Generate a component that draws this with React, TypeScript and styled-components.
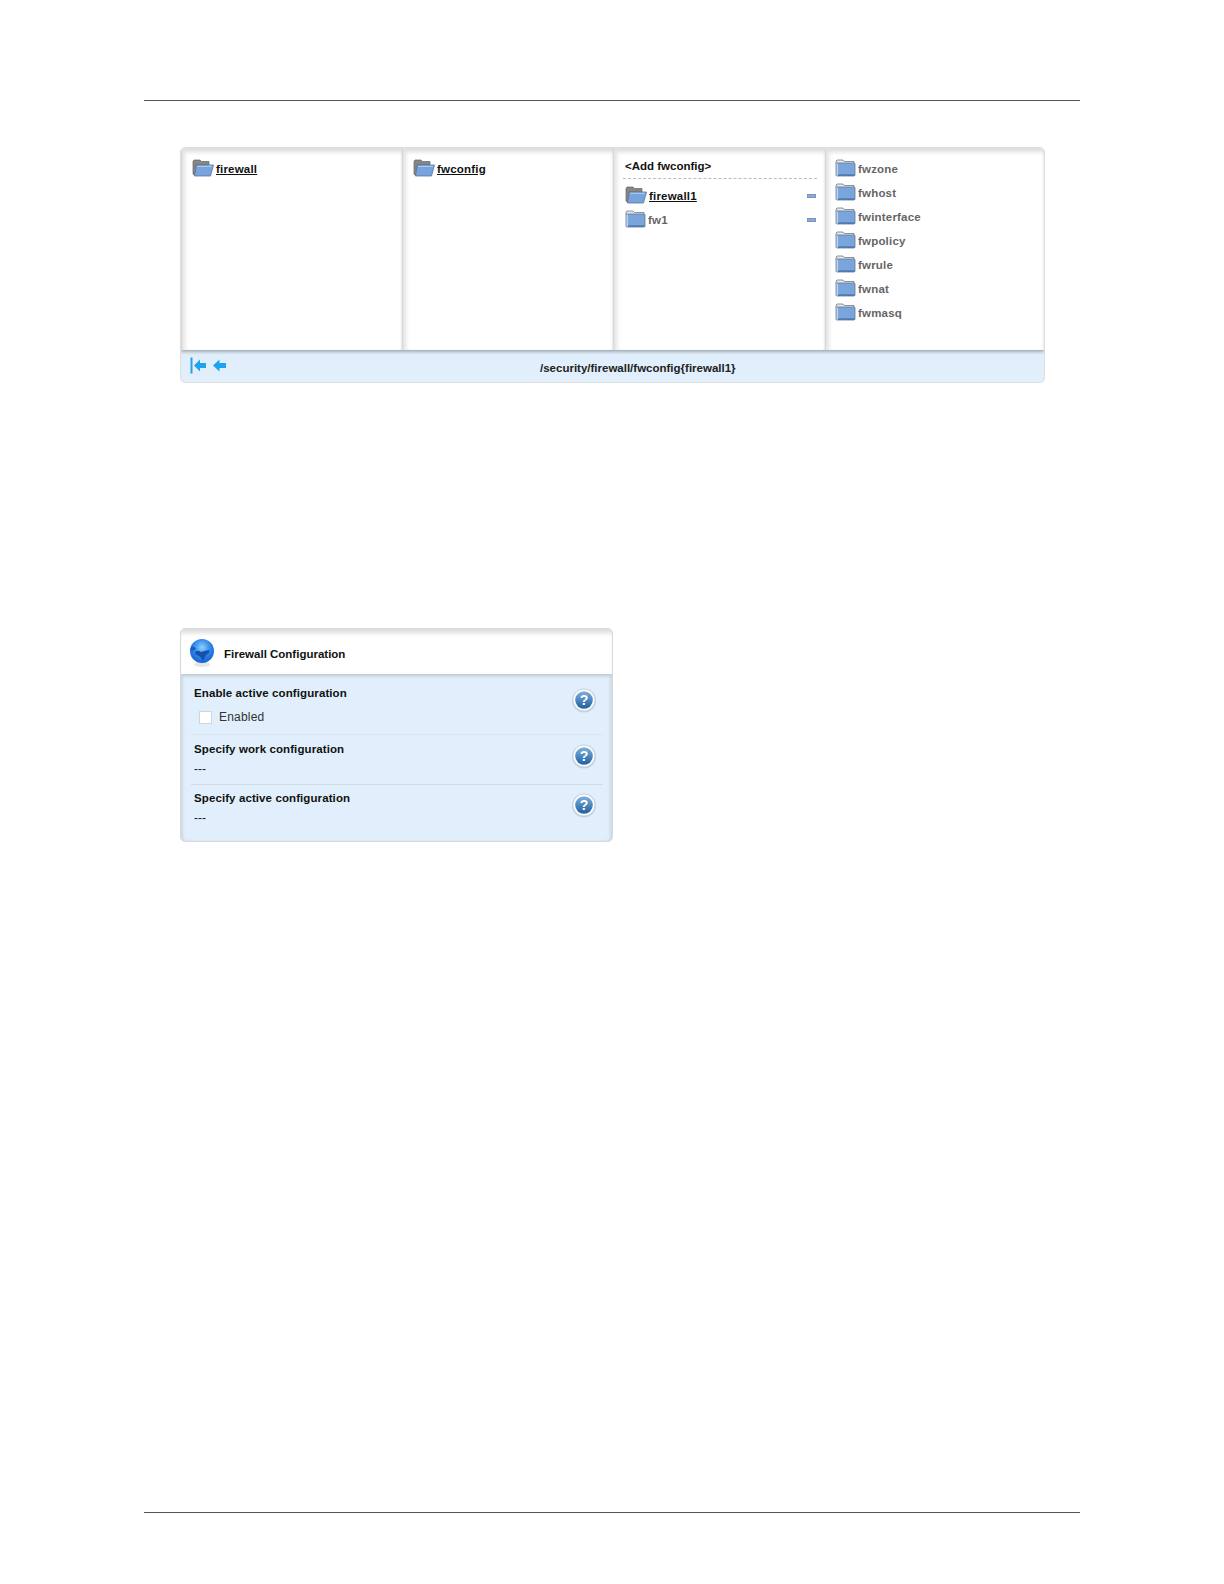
import React from 'react'
import styled, { createGlobalStyle } from 'styled-components'

const GlobalStyle = createGlobalStyle`
  html, body {
    margin: 0;
    padding: 0;
    background: #fff;
    font-family: "Liberation Sans", Arial, sans-serif;
  }
`

const Page = styled.div`
  width: 1224px;
  height: 1584px;
  box-sizing: border-box;
  padding: 100px 144px 0 144px;
  display: flex;
  flex-direction: column;
`

const Rule = styled.div`
  height: 1px;
  background: #555;
`

const Content = styled.div`
  flex: 1;
  display: flex;
  flex-direction: column;
  padding: 46px 35px 0 36px;
`

const BrowserPanel = styled.section`
  width: 865px;
  height: 236px;
  box-sizing: border-box;
  border-radius: 5px;
  overflow: hidden;
  background: #e0effb;
  border: 1px solid #dedede;
  display: flex;
  flex-direction: column;
`

const Columns = styled.div`
  height: 202px;
  display: flex;
  background: #fff;
  box-shadow: 0 2px 3px #a3abb2;
  position: relative;
`

const Column = styled.div<{ $width: number; $pad: number }>`
  width: ${({ $width }) => $width}px;
  flex: none;
  box-sizing: border-box;
  padding: 9px 8px 0 ${({ $pad }) => $pad}px;
  background: #fff;
  box-shadow: inset 5px 0 4px -2px #e2e2e2, inset 0 6px 4px -2px #dcdcdc, inset -2px 0 2px -1px #ececec;
  border-left: 1px solid #d8d8d8;
`

const AddLink = styled.div`
  font-size: 11.5px;
  font-weight: bold;
  color: #111;
  line-height: 16px;
  height: 20px;
  margin-top: 1px;
  padding-left: 2px;
  border-bottom: 1px dashed #bbb;
  margin-bottom: 5px;
`

const FolderList = styled.div`
  padding-left: 2px;
`

const FolderRow = styled.div`
  height: 24px;
  display: flex;
  align-items: center;
  gap: 2px;
  position: relative;
  svg {
    margin-top: -3px;
  }
`

const FolderLabel = styled.span<{ $active?: boolean }>`
  font-size: 11.5px;
  font-weight: bold;
  letter-spacing: 0.2px;
  color: ${({ $active }) => ($active ? '#111' : '#666')};
  text-decoration: ${({ $active }) => ($active ? 'underline' : 'none')};
`

const RemoveMark = styled.span`
  margin-left: auto;
  margin-right: 1px;
  width: 9px;
  height: 4px;
  background: #8fa6d6;
  border: 1px solid #7b93b8;
  box-sizing: border-box;
`

const PathBar = styled.div`
  flex: 1;
  display: flex;
  align-items: center;
  padding: 0 0 0 9px;
  position: relative;
`

const NavIcons = styled.div`
  display: flex;
  align-items: center;
  gap: 5px;
  margin-top: -2px;
`

const PathText = styled.div`
  position: absolute;
  left: 359px;
  top: 10px;
  font-size: 11.5px;
  font-weight: bold;
  color: #222;
  line-height: 16px;
`

const ConfigPanel = styled.section`
  margin-top: 245px;
  width: 433px;
  height: 214px;
  box-sizing: border-box;
  border-radius: 5px;
  overflow: hidden;
  border: 1px solid #d6dadd;
  background: #e0effb;
  box-shadow: inset 3px 0 3px -1px #cfd8df, inset -3px 0 3px -1px #cfd8df;
`

const ConfigHeader = styled.header`
  height: 45px;
  box-sizing: border-box;
  background: #fff;
  display: flex;
  align-items: center;
  gap: 9px;
  padding: 3px 0 0 8px;
  box-shadow: inset 0 6px 4px -2px #dcdcdc, 0 2px 3px #bfc7ce;
  position: relative;
`

const ConfigTitle = styled.h2`
  margin: 1px 0 0;
  font-size: 11.5px;
  font-weight: bold;
  color: #111;
`

const ConfigBody = styled.div`
  padding: 9px 9px 0 10px;
`

const ConfigRow = styled.div<{ $height: number; $top: number; $faint?: boolean; $last?: boolean }>`
  height: ${({ $height }) => $height}px;
  box-sizing: border-box;
  display: flex;
  justify-content: space-between;
  border-bottom: ${({ $last, $faint }) => ($last ? 'none' : `1px solid ${$faint ? '#d9e6f1' : '#cfdbe5'}`)};
  padding: ${({ $top }) => $top}px 0 0 3px;
`

const FieldLabel = styled.div`
  font-size: 11.5px;
  font-weight: bold;
  letter-spacing: 0.1px;
  color: #111;
  line-height: 14px;
`

const FieldValue = styled.div`
  font-size: 12px;
  color: #222;
  line-height: 14px;
  margin-top: 6px;
`

const CheckRow = styled.label`
  display: flex;
  align-items: center;
  gap: 7px;
  margin: 10px 0 0 5px;
  font-size: 12px;
  letter-spacing: 0.2px;
  color: #333;
`

const CheckBox = styled.span`
  width: 13px;
  height: 13px;
  box-sizing: border-box;
  background: #fff;
  border: 1px solid #cfd5da;
`

const HelpWrap = styled.div`
  width: 26px;
  height: 26px;
  margin: 1px 6px 0 0;
  flex: none;
`

const ClosedFolder: React.FC = () => (
  <svg width="21" height="18" viewBox="0 0 21 18">
    <path d="M1 4 V2 L2 1 H8 L9.5 2.5 H19 V5 H1 Z" fill="#e6e6e6" stroke="#7a7a7a" strokeWidth="0.8" />
    <rect x="1" y="4" width="19" height="13" rx="1" fill="#7aa5da" stroke="#5a7ba6" strokeWidth="0.8" />
    <rect x="1.5" y="4.5" width="1.6" height="12" fill="#bcd0e8" />
    <rect x="3" y="15.4" width="16.6" height="1.4" fill="#4e72a6" />
  </svg>
)

const OpenFolder: React.FC = () => (
  <svg width="22" height="18" viewBox="0 0 22 18">
    <path d="M1 2.5 L2 1 H8 L9.5 2.5 H17 V6 H4 L3 16.5 H2.5 L1 15 Z" fill="#868686" stroke="#666" strokeWidth="0.7" />
    <path d="M4.5 6 H21.5 L18.5 17 H2.5 Z" fill="#78a3dc" stroke="#56779f" strokeWidth="0.8" />
    <path d="M5.3 6.8 H20 L19.6 8 H5 Z" fill="#a9c7ea" />
  </svg>
)

const FirstIcon: React.FC = () => (
  <svg width="17" height="17" viewBox="0 0 17 17">
    <rect x="0.5" y="0.5" width="2" height="16" fill="#2a9fe8" />
    <path d="M4 8.5 L10 2.5 V6 H16 V11 H10 V14.5 Z" fill="#1ea4ef" />
  </svg>
)

const BackIcon: React.FC = () => (
  <svg width="15" height="17" viewBox="0 0 15 17">
    <path d="M1 8.5 L7.5 2.5 V6 H14 V11 H7.5 V14.5 Z" fill="#1ea4ef" />
  </svg>
)

const GlobeIcon: React.FC = () => (
  <svg width="26" height="30" viewBox="0 0 26 30">
    <defs>
      <radialGradient id="globeSea" cx="50%" cy="35%" r="65%">
        <stop offset="0%" stopColor="#8fd0fb" />
        <stop offset="55%" stopColor="#2f86ea" />
        <stop offset="100%" stopColor="#1a5fd0" />
      </radialGradient>
    </defs>
    <ellipse cx="13" cy="26.5" rx="8" ry="2.5" fill="#e3e7ea" />
    <circle cx="13" cy="13" r="12" fill="url(#globeSea)" />
    <path d="M6 14 C8 12 10 13 12 14 C14 13 17 13 20 12 C21 14 19 16 17 17 C16 19 15 21 14 23 C13 21 12 19 10 18 C8 17 6 16 6 14 Z" fill="#1650ae" />
    <path d="M2 9 C4 8 6 9 7 11 C5 13 3 13 1.5 12 Z" fill="#1a5cc0" />
  </svg>
)

const HelpIcon: React.FC<{ id: string }> = ({ id }) => (
  <svg width="26" height="26" viewBox="0 0 26 26">
    <defs>
      <linearGradient id={id} x1="0" y1="0" x2="0" y2="1">
        <stop offset="0%" stopColor="#7fb2de" />
        <stop offset="100%" stopColor="#1f5f9f" />
      </linearGradient>
    </defs>
    <circle cx="13" cy="13.5" r="12" fill="#c4d2dd" />
    <circle cx="13" cy="13" r="10.6" fill="#fff" />
    <circle cx="13" cy="13" r="8.8" fill={`url(#${id})`} />
    <text x="13" y="18" textAnchor="middle" fontSize="14" fontWeight="bold" fontFamily="Liberation Sans" fill="#fff">?</text>
  </svg>
)

const Folder: React.FC<{ label: string; active?: boolean; removable?: boolean }> = ({ label, active, removable }) => (
  <FolderRow>
    {active ? <OpenFolder /> : <ClosedFolder />}
    <FolderLabel $active={active}>{label}</FolderLabel>
    {removable && <RemoveMark />}
  </FolderRow>
)

const BottomRule = styled.div`
  height: 1px;
  background: #555;
  margin: 0 -35px 71px -36px;
`

const Spacer = styled.div`
  flex: 1;
`

const App: React.FC = () => {
  return (
    <>
      <GlobalStyle />
      <Page>
        <Rule />
        <Content>
          <BrowserPanel>
            <Columns>
              <Column $width={221} $pad={10}>
                <Folder label="firewall" active />
              </Column>
              <Column $width={211} $pad={10}>
                <Folder label="fwconfig" active />
              </Column>
              <Column $width={212} $pad={9}>
                <AddLink>{'<Add fwconfig>'}</AddLink>
                <FolderList>
                  <Folder label="firewall1" active removable />
                  <Folder label="fw1" removable />
                </FolderList>
              </Column>
              <Column $width={219} $pad={9}>
                {['fwzone', 'fwhost', 'fwinterface', 'fwpolicy', 'fwrule', 'fwnat', 'fwmasq'].map((name) => (
                  <Folder key={name} label={name} />
                ))}
              </Column>
            </Columns>
            <PathBar>
              <NavIcons>
                <FirstIcon />
                <BackIcon />
              </NavIcons>
              <PathText>/security/firewall/fwconfig{'{firewall1}'}</PathText>
            </PathBar>
          </BrowserPanel>

          <ConfigPanel>
            <ConfigHeader>
              <GlobeIcon />
              <ConfigTitle>Firewall Configuration</ConfigTitle>
            </ConfigHeader>
            <ConfigBody>
              <ConfigRow $height={52} $top={3} $faint>
                <div>
                  <FieldLabel>Enable active configuration</FieldLabel>
                  <CheckRow>
                    <CheckBox />
                    Enabled
                  </CheckRow>
                </div>
                <HelpWrap>
                  <HelpIcon id="helpA" />
                </HelpWrap>
              </ConfigRow>
              <ConfigRow $height={50} $top={7}>
                <div>
                  <FieldLabel>Specify work configuration</FieldLabel>
                  <FieldValue>---</FieldValue>
                </div>
                <HelpWrap>
                  <HelpIcon id="helpB" />
                </HelpWrap>
              </ConfigRow>
              <ConfigRow $height={50} $top={6} $last>
                <div>
                  <FieldLabel>Specify active configuration</FieldLabel>
                  <FieldValue>---</FieldValue>
                </div>
                <HelpWrap>
                  <HelpIcon id="helpC" />
                </HelpWrap>
              </ConfigRow>
            </ConfigBody>
          </ConfigPanel>
          <Spacer />
          <BottomRule />
        </Content>
      </Page>
    </>
  )
}

export default App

++++++++++

Given instruction
Copy every line above that holds the word "components".

Finished answer
Generate a component that draws this with React, TypeScript and styled-components.
import styled, { createGlobalStyle } from 'styled-components'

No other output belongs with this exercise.